A bank that sued a customer but failed to act until after the case was dismissed almost a year later failed to provide sufficient evidence to the Indiana Court of Appeals that the dismissal should be set aside.
In April 2017, Bank of America, N.A. filed a civil complaint against Kimberly Congress-Jones alleging she owed more than $19,300 in unpaid credit card debt. By the end of 2017, the bank had taken no action in the case, and Jones filed a motion to dismiss for its failure to prosecute.
When Jones appeared pro se for the dismissal hearing in February 2018, the bank was a no-show, and the trial court ultimately granted Jones’ motion to dismiss. At that point, the bank had failed to file anything on the docket for more than 10 months.
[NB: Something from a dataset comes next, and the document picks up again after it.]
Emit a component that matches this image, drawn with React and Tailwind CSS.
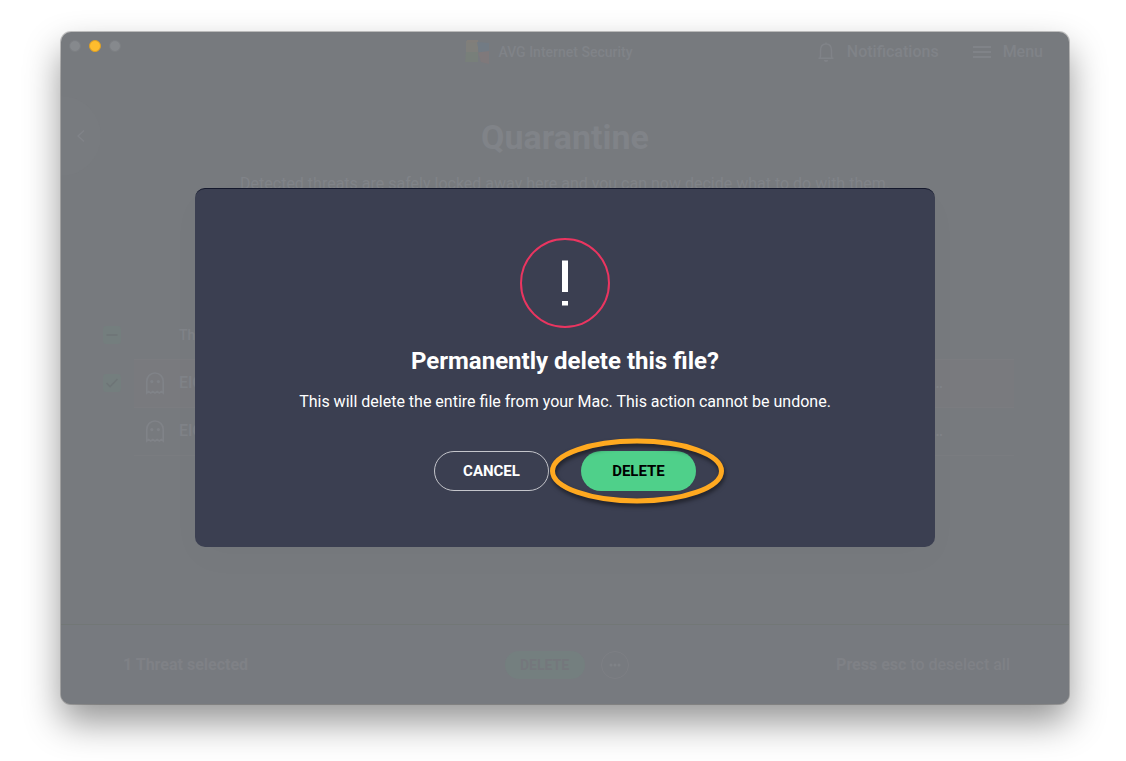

In March 2018, counsel for the bank filed a motion to set aside the order of dismissal. The motion was denied by the trial court, which upheld its earlier decision in favor of Jones.
On appeal, the bank argued the trial court erred in granting Jones’ motion to dismiss, as well as in denying the bank’s motion to set aside the dismissal. However, the Indiana Court of Appeals affirmed the trial court’s judgment in Bank of America, N.A. v. Kimberly A. Congress-Jones, 18A-CC-1087, noting the bank’s failure to provide sufficient evidence as to the lengthy delay in its response.
First, the appellate court noted that insufficient evidence existed to prove that the bank’s initial representation — Blatt, Hasenmiller, Leibsker, & Moore, LLC — had dissolved or withdrawn from the case. It also found little evidence in the record to demonstrate when the bank hired its second counsel, Lloyd & McDaniel, and why similar delays in filing continued.
“None of the delay can be attributed to Jones or reflected on her,” Senior Judge Carr Darden wrote for the panel.
The appellate court further disagreed with the bank’s assertion that a letter sent to Jones’ counsel by Lloyd & McDaniel was proof “that Lloyd was now representing [the Bank] and intend[ed] to proceed” in the case.
Noting that the amount of prejudice to Jones appeared to be high, the appellate court pointed out that in comparison to the bank, Jones appeared to be unable to afford to hire another attorney to defend her in the lengthy lawsuit, resulting in her pro se appearance. It thus concluded the trial court did not abuse its discretion and had ample reason to grant Jones’ motion to dismiss.
Finally, the appellate court found the bank failed to demonstrate prima facie error in the denial of its motion to set aside that dismissal order when it concluded the bank failed to include any of Jones’ answers to its demands for payment prior to the suit.
“In addition, the Bank cites to no rule demonstrating that Jones was barred from serving her discovery requests upon the Bank, and its attorneys had ample opportunity to object to the timing or nature of the requests when they were served,” Darden continued.
“The Bank also could have requested an extension of time to respond while it switched law firms. In any event, the Bank’s choice to ignore Jones’ discovery requests was merely one factor in the Bank’s inactivity in this case.”